Short problem:
Copy each line with the word "that" in it.

Source material:
================

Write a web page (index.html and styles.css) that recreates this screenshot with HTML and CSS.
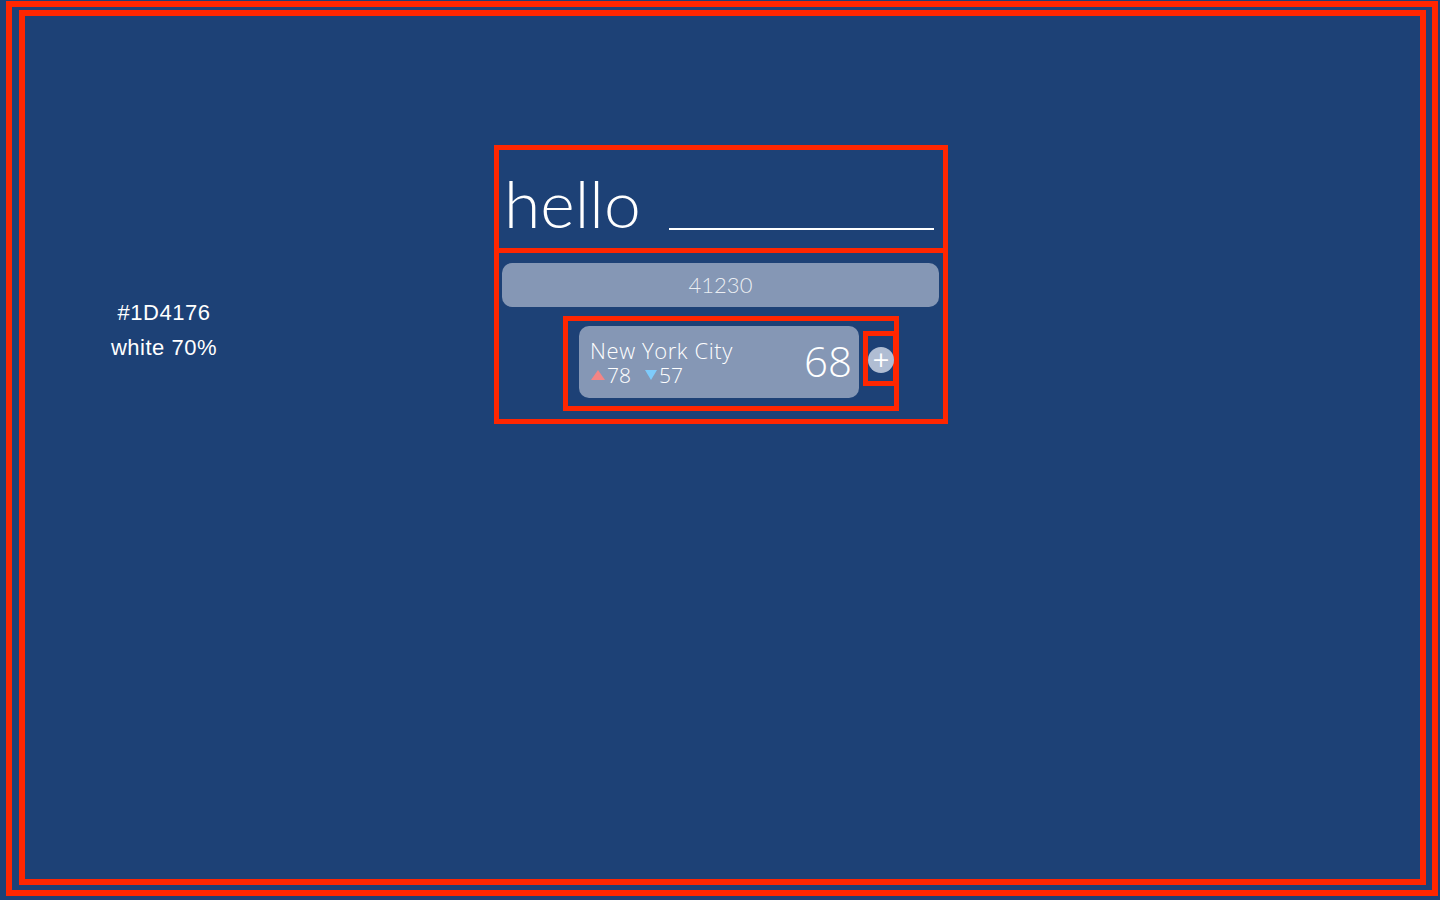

================

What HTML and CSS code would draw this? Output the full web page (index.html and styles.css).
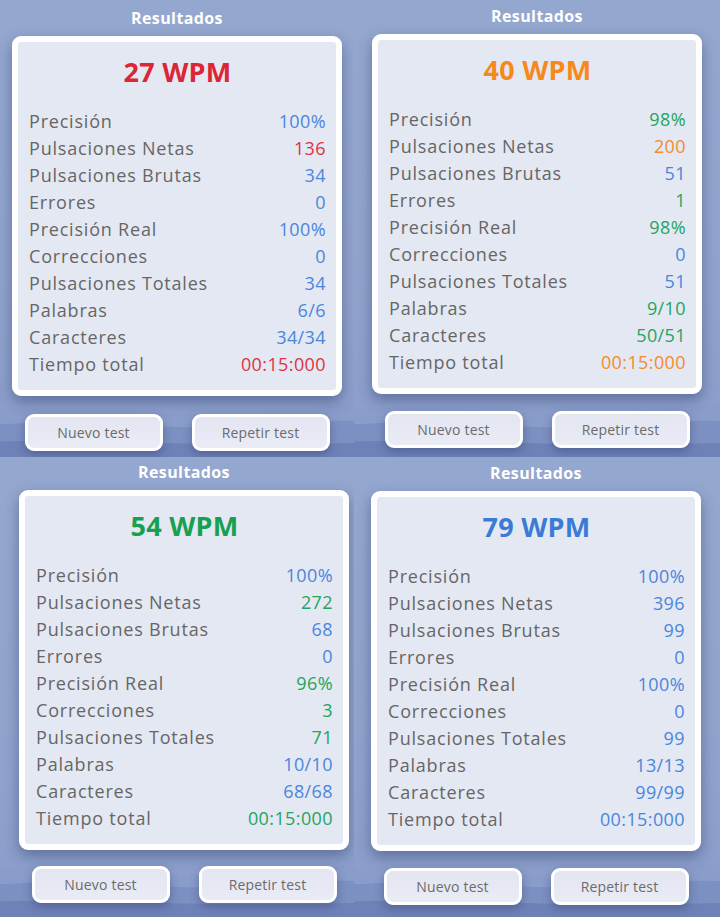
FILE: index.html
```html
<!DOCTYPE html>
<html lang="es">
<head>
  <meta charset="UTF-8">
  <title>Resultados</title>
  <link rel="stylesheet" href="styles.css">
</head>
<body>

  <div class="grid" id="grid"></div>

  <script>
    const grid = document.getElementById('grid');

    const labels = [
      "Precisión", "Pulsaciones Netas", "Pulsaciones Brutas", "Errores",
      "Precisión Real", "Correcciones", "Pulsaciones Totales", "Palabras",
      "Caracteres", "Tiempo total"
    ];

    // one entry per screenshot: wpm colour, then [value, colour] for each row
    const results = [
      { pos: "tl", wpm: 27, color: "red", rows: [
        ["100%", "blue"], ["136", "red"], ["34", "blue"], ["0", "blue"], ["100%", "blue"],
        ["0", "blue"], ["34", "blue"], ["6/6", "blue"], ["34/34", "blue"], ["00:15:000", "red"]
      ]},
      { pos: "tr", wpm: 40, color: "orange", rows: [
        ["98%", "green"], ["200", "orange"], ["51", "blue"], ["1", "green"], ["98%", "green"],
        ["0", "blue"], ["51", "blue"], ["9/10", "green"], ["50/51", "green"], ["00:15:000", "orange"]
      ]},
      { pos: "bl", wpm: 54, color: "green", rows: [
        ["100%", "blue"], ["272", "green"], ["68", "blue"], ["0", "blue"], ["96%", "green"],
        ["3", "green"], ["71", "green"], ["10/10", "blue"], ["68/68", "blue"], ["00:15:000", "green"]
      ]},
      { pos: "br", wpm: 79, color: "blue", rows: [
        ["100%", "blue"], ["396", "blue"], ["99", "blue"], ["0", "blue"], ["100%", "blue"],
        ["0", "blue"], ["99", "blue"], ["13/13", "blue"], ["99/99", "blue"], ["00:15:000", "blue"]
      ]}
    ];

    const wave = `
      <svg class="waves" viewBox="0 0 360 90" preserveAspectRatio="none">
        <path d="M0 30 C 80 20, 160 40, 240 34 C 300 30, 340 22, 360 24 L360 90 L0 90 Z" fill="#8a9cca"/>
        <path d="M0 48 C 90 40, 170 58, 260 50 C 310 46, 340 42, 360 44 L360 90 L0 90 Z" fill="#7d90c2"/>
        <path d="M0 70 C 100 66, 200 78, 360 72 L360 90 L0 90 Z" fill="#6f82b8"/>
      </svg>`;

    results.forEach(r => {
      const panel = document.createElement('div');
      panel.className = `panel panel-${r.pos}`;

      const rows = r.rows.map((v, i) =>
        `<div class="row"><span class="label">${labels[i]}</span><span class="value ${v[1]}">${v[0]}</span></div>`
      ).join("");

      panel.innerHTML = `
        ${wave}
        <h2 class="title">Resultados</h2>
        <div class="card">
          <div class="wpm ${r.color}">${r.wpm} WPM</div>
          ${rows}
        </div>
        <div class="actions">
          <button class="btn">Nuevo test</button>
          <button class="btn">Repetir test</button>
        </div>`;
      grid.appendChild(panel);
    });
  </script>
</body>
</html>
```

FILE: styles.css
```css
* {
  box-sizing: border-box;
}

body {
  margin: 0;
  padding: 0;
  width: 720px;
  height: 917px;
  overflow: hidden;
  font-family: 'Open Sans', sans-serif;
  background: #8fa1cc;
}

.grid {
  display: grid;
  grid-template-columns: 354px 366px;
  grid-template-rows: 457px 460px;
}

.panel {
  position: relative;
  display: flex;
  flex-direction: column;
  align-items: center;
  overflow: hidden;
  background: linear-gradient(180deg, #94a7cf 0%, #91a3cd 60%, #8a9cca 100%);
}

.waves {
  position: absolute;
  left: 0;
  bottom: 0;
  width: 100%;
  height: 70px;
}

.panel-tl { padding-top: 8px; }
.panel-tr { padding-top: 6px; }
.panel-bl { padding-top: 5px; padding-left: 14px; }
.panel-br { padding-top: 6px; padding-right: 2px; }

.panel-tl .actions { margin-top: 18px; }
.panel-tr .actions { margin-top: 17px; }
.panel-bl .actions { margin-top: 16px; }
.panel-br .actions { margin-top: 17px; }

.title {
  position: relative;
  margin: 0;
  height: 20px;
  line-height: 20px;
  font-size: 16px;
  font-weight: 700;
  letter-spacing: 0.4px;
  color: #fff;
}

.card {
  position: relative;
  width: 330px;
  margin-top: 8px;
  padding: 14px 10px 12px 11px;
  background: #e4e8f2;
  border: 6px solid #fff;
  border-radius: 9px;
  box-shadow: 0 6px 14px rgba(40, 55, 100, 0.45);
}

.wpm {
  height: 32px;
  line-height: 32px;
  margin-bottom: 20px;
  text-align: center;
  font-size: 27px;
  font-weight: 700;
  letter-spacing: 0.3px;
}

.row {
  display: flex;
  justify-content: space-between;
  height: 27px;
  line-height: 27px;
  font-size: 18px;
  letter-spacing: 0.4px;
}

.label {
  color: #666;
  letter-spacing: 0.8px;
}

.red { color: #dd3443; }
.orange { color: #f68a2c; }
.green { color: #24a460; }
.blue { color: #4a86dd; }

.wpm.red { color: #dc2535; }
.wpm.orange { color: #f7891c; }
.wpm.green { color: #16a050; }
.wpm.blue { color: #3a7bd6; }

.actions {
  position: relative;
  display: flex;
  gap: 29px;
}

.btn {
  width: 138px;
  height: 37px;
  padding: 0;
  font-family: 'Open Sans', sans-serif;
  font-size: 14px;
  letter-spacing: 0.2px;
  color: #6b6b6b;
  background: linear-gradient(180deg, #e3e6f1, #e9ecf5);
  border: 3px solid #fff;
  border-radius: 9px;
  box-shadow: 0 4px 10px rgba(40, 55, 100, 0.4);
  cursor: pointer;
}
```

================

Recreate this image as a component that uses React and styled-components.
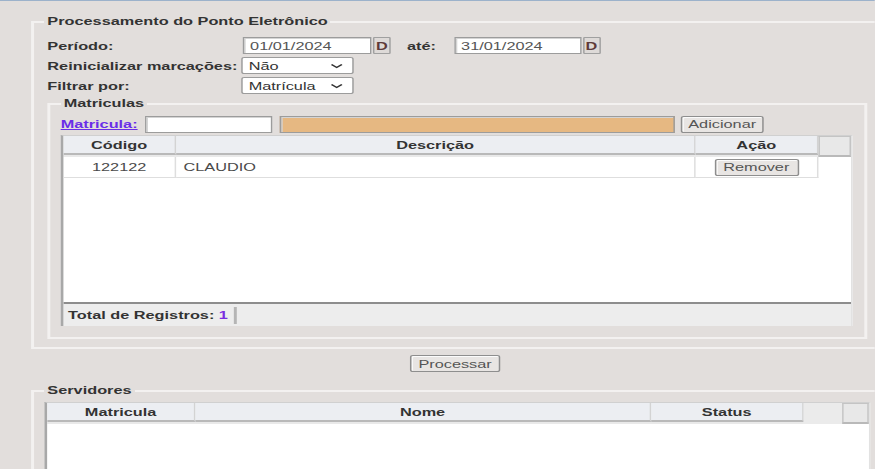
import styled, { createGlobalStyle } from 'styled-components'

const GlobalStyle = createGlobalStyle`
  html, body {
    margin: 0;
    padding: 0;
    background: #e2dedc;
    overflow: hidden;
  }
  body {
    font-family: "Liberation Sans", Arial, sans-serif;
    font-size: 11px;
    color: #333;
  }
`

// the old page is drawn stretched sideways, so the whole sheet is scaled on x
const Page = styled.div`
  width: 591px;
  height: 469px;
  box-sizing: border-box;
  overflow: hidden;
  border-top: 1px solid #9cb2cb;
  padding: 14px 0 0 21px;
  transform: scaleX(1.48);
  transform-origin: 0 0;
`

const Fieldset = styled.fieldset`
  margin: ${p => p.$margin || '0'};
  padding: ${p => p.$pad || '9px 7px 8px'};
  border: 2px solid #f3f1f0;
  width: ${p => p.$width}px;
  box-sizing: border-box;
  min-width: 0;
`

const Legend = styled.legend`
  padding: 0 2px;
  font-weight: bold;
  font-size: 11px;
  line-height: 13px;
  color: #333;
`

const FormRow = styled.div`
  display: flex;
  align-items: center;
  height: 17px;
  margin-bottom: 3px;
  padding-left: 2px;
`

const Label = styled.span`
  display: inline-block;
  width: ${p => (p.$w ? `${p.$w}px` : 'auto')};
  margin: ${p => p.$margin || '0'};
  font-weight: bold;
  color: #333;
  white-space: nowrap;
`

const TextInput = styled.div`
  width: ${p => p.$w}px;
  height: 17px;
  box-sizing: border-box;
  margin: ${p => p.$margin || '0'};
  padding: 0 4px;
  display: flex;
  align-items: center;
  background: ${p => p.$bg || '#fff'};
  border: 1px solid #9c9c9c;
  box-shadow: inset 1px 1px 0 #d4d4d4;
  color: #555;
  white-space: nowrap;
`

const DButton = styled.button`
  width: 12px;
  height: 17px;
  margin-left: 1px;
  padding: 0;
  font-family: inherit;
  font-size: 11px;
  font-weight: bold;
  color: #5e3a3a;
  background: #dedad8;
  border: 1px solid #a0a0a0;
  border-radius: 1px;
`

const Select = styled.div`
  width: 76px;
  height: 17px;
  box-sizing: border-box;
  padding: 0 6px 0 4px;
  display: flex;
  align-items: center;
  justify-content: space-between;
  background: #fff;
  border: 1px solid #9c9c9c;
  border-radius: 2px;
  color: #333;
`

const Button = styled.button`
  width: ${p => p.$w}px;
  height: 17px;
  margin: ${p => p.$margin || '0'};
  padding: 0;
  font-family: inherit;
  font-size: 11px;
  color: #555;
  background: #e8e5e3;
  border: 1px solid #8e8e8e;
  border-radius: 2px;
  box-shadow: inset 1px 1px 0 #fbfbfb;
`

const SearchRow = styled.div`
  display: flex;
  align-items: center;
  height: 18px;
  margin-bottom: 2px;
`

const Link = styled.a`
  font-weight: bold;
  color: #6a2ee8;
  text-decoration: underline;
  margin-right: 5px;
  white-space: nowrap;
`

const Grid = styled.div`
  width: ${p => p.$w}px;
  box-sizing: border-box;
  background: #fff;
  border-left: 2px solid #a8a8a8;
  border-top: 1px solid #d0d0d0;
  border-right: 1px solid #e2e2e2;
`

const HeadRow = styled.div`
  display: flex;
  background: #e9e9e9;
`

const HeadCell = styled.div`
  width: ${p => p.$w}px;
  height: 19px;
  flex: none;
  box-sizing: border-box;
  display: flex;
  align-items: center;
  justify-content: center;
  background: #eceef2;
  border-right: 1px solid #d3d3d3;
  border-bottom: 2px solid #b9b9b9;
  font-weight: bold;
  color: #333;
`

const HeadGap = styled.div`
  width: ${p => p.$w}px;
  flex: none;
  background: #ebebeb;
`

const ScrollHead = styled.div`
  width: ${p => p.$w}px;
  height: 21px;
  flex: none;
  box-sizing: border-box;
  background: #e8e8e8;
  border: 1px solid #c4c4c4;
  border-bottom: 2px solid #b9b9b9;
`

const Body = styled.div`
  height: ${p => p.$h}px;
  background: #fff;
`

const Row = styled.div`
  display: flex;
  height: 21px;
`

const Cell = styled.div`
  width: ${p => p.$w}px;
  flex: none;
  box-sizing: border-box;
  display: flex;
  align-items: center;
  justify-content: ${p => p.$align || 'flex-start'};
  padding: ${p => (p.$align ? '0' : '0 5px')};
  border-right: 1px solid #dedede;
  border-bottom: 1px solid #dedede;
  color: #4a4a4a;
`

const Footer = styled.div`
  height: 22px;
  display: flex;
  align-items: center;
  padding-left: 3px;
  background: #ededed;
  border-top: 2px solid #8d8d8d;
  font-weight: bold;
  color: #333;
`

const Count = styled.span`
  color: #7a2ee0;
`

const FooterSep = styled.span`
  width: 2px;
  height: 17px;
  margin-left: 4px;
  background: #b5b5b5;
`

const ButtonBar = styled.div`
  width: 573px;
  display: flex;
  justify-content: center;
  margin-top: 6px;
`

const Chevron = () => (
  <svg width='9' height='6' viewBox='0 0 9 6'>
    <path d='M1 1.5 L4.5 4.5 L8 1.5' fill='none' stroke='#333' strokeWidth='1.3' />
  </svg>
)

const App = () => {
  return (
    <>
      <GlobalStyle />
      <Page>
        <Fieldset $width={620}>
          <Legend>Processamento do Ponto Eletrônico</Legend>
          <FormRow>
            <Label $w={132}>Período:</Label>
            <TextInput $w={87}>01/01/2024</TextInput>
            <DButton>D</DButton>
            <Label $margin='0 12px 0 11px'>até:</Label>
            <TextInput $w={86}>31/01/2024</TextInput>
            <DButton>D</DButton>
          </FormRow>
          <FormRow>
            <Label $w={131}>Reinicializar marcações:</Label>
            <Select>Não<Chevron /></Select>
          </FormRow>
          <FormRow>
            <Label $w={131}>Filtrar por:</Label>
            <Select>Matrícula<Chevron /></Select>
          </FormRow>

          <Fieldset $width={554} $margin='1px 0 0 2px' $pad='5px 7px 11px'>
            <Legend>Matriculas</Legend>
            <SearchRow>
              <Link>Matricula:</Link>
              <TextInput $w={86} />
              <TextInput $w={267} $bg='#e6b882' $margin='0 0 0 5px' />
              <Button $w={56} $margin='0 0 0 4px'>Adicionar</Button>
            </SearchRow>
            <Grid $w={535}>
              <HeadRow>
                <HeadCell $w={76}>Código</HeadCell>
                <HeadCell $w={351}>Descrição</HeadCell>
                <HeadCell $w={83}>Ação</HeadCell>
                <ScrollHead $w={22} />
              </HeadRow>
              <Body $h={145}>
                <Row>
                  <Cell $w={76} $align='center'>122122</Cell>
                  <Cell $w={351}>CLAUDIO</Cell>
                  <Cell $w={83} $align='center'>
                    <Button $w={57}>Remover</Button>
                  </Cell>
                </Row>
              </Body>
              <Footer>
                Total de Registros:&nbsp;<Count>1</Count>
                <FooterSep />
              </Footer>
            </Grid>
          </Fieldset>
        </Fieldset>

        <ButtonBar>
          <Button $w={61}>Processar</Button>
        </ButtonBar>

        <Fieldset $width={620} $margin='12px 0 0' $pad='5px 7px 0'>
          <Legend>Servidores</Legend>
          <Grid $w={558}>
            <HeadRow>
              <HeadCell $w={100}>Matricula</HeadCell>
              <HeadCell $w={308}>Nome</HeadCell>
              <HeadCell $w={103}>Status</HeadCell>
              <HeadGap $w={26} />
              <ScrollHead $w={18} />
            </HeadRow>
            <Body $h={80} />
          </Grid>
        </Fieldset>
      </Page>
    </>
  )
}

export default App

================

Correct response:
Write a web page (index.html and styles.css) that recreates this screenshot with HTML and CSS.
Recreate this image as a component that uses React and styled-components.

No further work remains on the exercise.